Roger’s Bar-B-Que, LaGrange GA

Eagle-eyed readers might have spotted that, while we’ve always championed Georgia barbecue, we certainly have spotlighted a little more of it than usual this year. Between March and May, we made four day trips to sample as many new-to-us places as we realistically could before moving away. I’ve always been hopeful of finding something new and amazing, and I’ve always been hopeful that other bloggers and hobbyists will both follow up on some of these places, and discover more.

So, as May ended, the four of us piled into the car for one last barbecue road trip around middle Georgia before we moved. This one would visit three in our state and two in Alabama. Unfortunately, we learned that one barbecue place in Phenix City, Corner Que, had closed last year, and one in Auburn, Price’s, would be shutting down soon, so the two Alabama stops that we made just “replaced” one each in those towns, which is a shame.

For the first stop on the trip, we visited a place with a very long history. Roger’s Bar-B-Que originally opened in the town of West Point in 1945, placing it among the ranks of the state’s oldest surviving barbecue places. Since 1985, it has been owned by the Striblin family. The first West Point site was a small carry-out place, but it moved to a larger building in the late 1990s, around the time that they opened a second location near the interstate in Hogansville. The LaGrange store is a franchised location, and I’m 99% sure it was originally built as a Mrs. Winner’s.

We arrived just a few minutes after they opened. Now, my daughter has never quite got behind our habit of ordering small portions and tasting small bites at several different places on a barbecue tour. What she would most enjoy doing is ordering a mammoth lunch at stop number one and sleep in the car through every subsequent stop. Of all the seventeen year-olds in the world, mine is the seventeeniest. This honestly didn’t work out so well for her here. If you check the map, LaGrange and West Point are north of the Columbus-area mustard sauce region, but there’s still some lingering influence of very old family recipes. Travelers like us shouldn’t be surprised to find that meat in this area is cooked in the sauce, which is a blend of mustard, tomato, and vinegar. The sauce is a little similar to the much newer Hudson’s, which is about eighty miles east. However, I really should have made sure what was going to be served before letting my daughter do her thing; she cannot stand mustard.

So my daughter asked for a pork plate with stew and slaw – I’ve raised her that right, at least – as well as fries, and they certainly give you excellent value for money here. The $10 plate is just a huge pile of food, and she really enjoyed the stew and the slaw, but the sauce just ruined the meat for her, proving a point that I made a few months ago, reporting on the first of these four trips. Cooking the meat in the sauce is going to result in disaster if you don’t like the sauce.

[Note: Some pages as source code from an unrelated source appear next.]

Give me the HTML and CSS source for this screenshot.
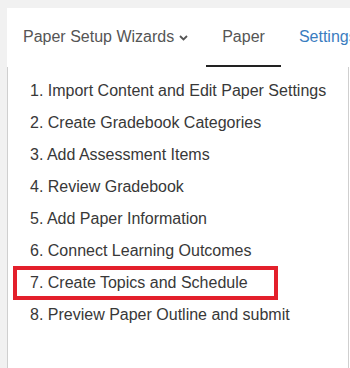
FILE: index.html
```html
<!DOCTYPE html>
<html lang="en">
<head>
  <meta charset="UTF-8">
  <title>Paper Setup</title>
  <link rel="stylesheet" href="styles.css">
</head>
<body>

  <div class="page">
    <nav class="tabs">
      <a class="tab">Paper Setup Wizards
        <svg class="caret" width="9" height="6" viewBox="0 0 9 6"><path d="M1 1 L4.5 4.5 L8 1" fill="none" stroke="#555" stroke-width="1.8"/></svg>
      </a>
      <a class="tab active">Paper</a>
      <a class="tab link">Settings</a>
    </nav>

    <ul class="wizard-menu">
      <li>1. Import Content and Edit Paper Settings</li>
      <li>2. Create Gradebook Categories</li>
      <li>3. Add Assessment Items</li>
      <li>4. Review Gradebook</li>
      <li>5. Add Paper Information</li>
      <li>6. Connect Learning Outcomes</li>
      <li class="marked">7. Create Topics and Schedule<span class="highlight"></span></li>
      <li>8. Preview Paper Outline and submit</li>
    </ul>
  </div>

</body>
</html>
```

FILE: styles.css
```css
body {
  margin: 0;
  background-color: #f1f1f1;
  font-family: "Liberation Sans", Arial, sans-serif;
  overflow: hidden;
}
.page {
  margin: 8px 0 0 7px;
  background-color: white;
  height: 360px;
  overflow: hidden;
}
.tabs {
  display: flex;
  gap: 2px;
  white-space: nowrap;
  overflow: hidden;
}
.tab {
  display: flex;
  align-items: center;
  padding: 19px 16px 18px;
  line-height: 20px;
  font-size: 16px;
  color: #555;
  border-bottom: 2px solid transparent;
}
.tab.active {
  border-bottom-color: #222;
}
.tab.link {
  color: #3a7dbf;
}
.caret {
  margin-left: 5px;
  margin-top: 1px;
}
.wizard-menu {
  list-style: none;
  margin: 0;
  padding: 8px 0 0;
  width: 340px;
  height: 293px;
  border: 1px solid #cfcfcf;
  border-top: none;
  border-bottom: none;
}
.wizard-menu li {
  position: relative;
  padding-left: 22px;
  line-height: 32px;
  font-size: 16px;
  color: #383838;
}
.highlight {
  position: absolute;
  top: -1px;
  left: 5px;
  width: 257px;
  height: 26px;
  border: 4px solid #e3202b;
}
```
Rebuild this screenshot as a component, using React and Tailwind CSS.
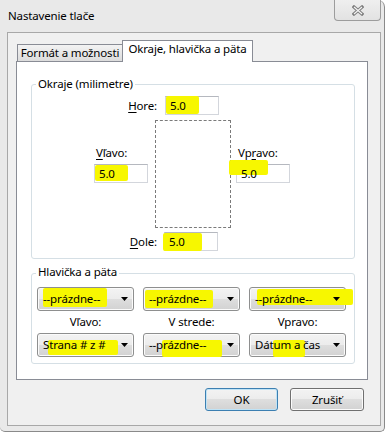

So I passed her my stew and she gobbled that down. Neither Marie nor I were especially mad about the barbecue either, to be honest, but all the sides were very good. Roger’s is also said to make some really great catfish. In retrospect, I wish that one of us had picked that so we could have sampled more things. Later in the day, at a different restaurant, we’d do it right and order different things and have a terrific experience. Here, though, two of us thought it was okay and one was really annoyed by it. Our son, meanwhile, just had a hot dog and was as pleased as he could be.